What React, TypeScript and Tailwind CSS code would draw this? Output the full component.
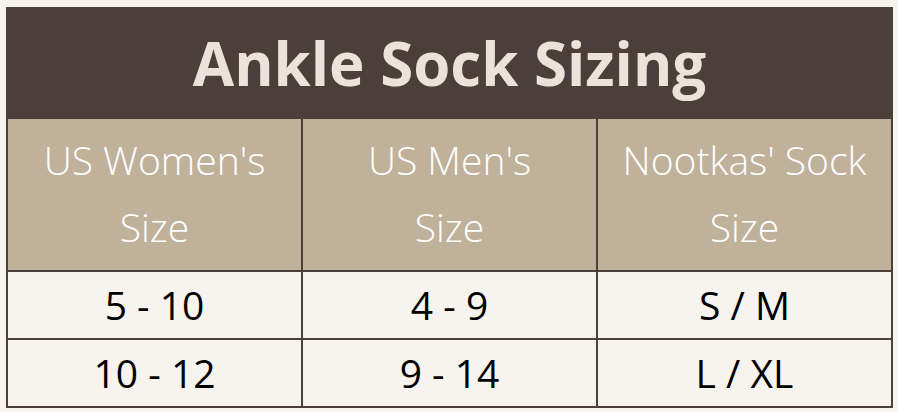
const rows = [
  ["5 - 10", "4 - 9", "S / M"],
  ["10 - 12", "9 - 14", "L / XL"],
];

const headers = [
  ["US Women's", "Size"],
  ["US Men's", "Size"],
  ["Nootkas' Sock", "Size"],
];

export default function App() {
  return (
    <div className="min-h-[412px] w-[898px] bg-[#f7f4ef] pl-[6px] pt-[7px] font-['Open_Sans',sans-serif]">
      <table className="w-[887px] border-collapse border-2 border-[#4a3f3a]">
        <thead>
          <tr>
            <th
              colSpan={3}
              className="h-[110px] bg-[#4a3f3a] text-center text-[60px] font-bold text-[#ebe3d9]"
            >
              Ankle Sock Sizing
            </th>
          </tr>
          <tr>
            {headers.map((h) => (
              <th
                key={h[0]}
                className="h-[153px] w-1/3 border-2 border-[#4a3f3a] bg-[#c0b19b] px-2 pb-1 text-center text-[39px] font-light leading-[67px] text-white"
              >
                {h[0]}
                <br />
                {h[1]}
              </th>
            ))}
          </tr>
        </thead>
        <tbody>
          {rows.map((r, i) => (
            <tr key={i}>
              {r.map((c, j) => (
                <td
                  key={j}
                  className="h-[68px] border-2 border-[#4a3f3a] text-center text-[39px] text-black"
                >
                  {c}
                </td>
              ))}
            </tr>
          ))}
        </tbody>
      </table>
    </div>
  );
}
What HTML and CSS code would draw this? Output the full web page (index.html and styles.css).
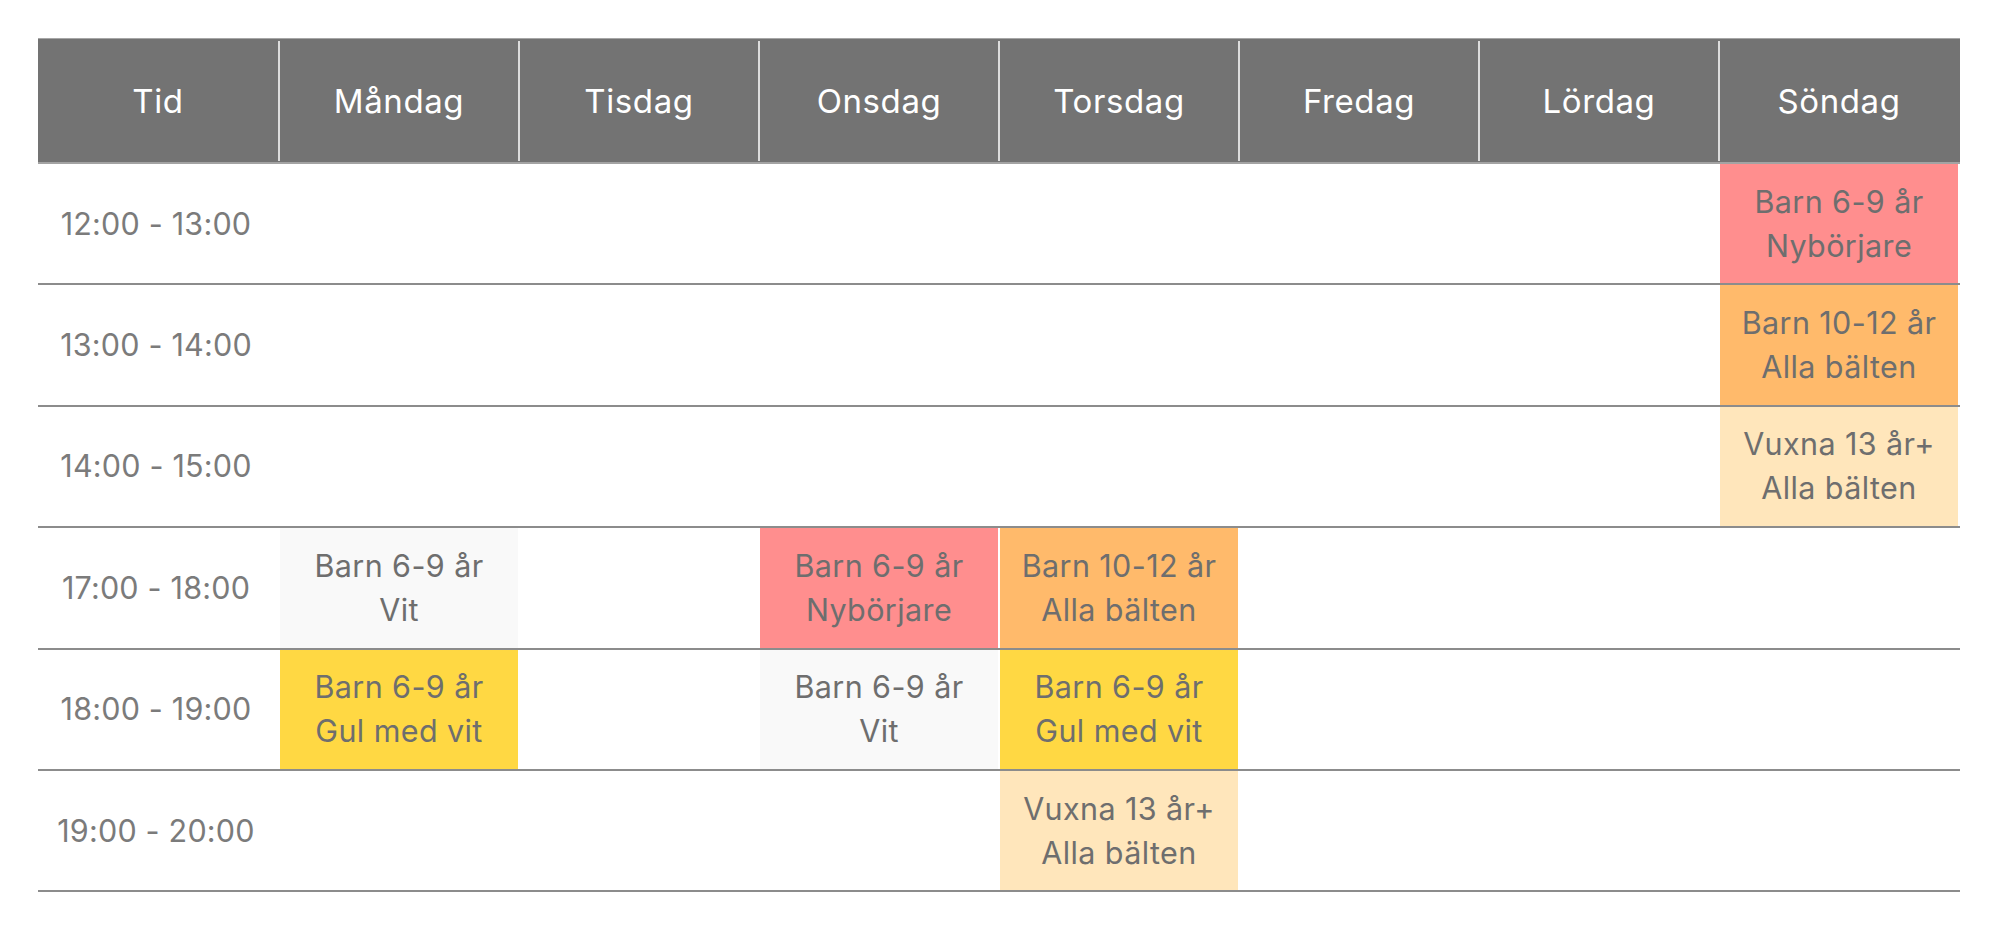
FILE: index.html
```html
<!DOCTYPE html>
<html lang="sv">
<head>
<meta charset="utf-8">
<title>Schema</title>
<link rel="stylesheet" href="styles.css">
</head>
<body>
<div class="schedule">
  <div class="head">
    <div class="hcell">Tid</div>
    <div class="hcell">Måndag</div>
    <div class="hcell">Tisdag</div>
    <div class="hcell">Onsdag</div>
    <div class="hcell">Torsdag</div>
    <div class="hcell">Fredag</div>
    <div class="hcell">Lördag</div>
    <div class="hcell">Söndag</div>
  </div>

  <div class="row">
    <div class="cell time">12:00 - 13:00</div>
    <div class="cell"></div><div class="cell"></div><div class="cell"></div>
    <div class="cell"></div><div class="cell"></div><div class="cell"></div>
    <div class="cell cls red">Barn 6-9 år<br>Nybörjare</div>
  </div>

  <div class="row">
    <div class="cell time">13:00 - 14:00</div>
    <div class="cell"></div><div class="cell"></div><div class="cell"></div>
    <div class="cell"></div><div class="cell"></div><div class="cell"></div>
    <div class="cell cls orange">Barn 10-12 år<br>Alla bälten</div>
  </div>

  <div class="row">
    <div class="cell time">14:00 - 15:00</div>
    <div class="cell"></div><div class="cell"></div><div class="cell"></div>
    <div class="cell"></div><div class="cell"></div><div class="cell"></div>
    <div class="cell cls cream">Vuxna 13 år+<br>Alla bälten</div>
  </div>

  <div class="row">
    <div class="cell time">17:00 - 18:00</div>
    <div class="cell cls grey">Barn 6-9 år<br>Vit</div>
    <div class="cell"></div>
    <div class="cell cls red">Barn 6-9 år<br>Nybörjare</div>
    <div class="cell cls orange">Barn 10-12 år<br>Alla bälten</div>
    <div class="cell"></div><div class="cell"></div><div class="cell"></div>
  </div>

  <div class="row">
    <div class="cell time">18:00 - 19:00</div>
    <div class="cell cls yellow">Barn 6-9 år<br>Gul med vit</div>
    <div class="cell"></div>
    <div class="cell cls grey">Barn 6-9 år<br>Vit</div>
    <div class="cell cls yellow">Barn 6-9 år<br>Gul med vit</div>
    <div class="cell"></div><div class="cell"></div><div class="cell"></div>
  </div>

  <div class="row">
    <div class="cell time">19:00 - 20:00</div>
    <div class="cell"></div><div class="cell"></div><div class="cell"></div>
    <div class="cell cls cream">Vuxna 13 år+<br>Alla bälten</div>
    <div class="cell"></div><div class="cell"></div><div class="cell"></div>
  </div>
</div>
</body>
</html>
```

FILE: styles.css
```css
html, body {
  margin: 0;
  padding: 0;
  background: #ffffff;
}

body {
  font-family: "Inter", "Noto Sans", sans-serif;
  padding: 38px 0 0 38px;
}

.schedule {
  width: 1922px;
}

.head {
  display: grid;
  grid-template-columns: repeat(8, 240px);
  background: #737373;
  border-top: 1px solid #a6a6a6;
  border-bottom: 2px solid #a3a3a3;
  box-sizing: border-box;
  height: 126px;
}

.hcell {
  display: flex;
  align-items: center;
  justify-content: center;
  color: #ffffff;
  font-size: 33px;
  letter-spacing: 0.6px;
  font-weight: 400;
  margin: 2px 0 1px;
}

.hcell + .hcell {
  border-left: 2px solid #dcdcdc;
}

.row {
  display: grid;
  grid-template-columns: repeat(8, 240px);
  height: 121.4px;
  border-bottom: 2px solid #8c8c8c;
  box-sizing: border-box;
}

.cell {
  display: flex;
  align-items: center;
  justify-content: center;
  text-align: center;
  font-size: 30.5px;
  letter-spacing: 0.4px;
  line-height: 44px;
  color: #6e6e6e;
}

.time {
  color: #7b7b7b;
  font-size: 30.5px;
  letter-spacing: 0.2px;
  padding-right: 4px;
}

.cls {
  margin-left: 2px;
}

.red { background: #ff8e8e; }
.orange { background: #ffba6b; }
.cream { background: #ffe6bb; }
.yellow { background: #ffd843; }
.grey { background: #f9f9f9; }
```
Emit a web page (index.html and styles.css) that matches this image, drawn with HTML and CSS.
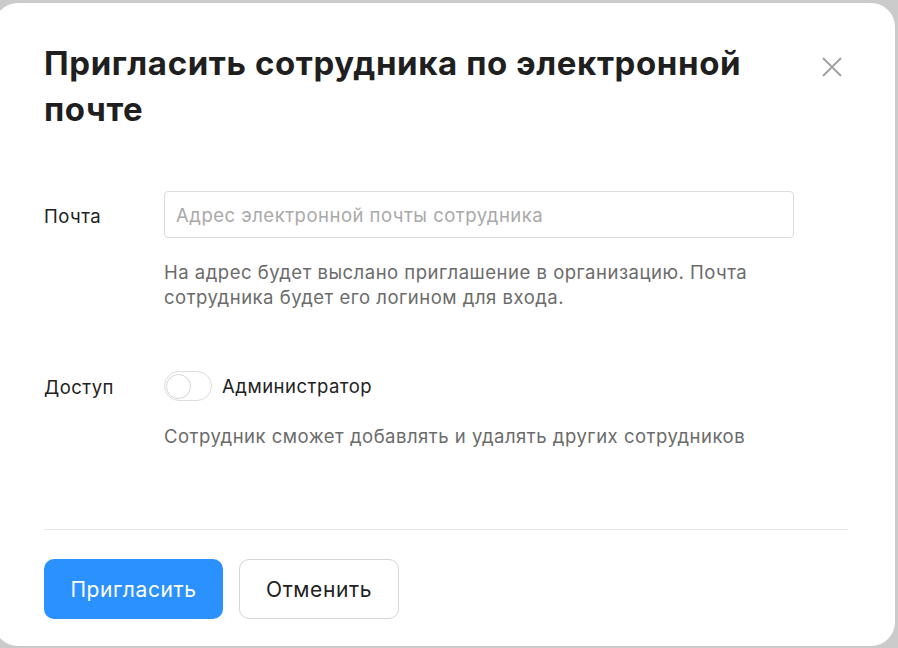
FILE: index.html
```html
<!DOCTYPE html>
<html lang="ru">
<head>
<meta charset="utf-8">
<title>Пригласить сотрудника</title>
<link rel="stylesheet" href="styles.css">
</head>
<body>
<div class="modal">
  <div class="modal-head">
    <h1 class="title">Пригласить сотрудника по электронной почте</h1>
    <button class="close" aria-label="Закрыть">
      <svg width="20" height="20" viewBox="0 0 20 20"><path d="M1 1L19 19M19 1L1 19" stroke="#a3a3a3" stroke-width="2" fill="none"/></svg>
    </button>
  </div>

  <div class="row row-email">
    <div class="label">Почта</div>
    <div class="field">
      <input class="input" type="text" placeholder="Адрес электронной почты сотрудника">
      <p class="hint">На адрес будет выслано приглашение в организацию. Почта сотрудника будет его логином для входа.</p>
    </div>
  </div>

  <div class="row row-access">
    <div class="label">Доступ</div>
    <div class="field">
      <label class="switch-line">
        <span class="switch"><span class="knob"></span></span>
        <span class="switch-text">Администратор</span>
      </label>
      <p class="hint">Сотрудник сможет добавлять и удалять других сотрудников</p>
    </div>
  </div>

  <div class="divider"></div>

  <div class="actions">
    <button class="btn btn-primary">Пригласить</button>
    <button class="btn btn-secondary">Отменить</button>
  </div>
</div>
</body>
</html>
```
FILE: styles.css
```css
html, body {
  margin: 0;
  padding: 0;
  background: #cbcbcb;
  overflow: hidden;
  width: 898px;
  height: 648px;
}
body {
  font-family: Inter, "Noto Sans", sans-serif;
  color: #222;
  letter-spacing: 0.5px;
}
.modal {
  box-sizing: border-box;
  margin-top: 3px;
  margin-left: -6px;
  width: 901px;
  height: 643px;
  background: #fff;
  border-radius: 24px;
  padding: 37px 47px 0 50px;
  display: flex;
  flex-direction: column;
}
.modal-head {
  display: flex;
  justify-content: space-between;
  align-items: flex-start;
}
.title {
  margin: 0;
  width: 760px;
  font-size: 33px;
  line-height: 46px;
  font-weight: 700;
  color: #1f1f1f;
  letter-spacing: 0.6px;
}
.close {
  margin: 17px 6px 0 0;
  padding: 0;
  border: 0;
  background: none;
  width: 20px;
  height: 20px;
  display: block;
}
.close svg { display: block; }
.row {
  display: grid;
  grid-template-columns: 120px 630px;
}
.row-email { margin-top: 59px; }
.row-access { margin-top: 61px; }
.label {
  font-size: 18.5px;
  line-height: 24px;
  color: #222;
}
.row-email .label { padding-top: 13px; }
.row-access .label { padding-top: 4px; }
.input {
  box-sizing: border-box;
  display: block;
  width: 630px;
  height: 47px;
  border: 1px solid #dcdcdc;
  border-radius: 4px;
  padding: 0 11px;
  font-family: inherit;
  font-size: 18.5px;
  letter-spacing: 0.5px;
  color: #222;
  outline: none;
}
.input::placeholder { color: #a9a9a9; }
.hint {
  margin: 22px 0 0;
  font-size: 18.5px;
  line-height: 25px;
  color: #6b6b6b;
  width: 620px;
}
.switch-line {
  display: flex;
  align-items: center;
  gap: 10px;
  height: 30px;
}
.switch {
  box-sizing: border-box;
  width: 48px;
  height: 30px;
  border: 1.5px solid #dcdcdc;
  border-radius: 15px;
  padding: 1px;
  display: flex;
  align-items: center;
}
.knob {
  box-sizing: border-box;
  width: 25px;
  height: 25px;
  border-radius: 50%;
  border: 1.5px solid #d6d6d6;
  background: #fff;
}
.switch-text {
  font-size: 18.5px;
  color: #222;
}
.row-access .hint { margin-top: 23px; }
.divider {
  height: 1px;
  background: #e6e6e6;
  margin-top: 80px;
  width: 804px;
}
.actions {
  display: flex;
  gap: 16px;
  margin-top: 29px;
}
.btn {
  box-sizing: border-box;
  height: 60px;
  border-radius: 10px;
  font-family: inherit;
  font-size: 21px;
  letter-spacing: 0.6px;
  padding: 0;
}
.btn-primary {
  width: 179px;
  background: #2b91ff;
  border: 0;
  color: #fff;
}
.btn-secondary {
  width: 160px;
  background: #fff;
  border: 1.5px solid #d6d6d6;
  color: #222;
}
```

### [EXERCISE AIM]
Each line containing the word "What" counts once; say how many such lines there are, giving only the number.

### [SOLUTION TO THIS TASK]
2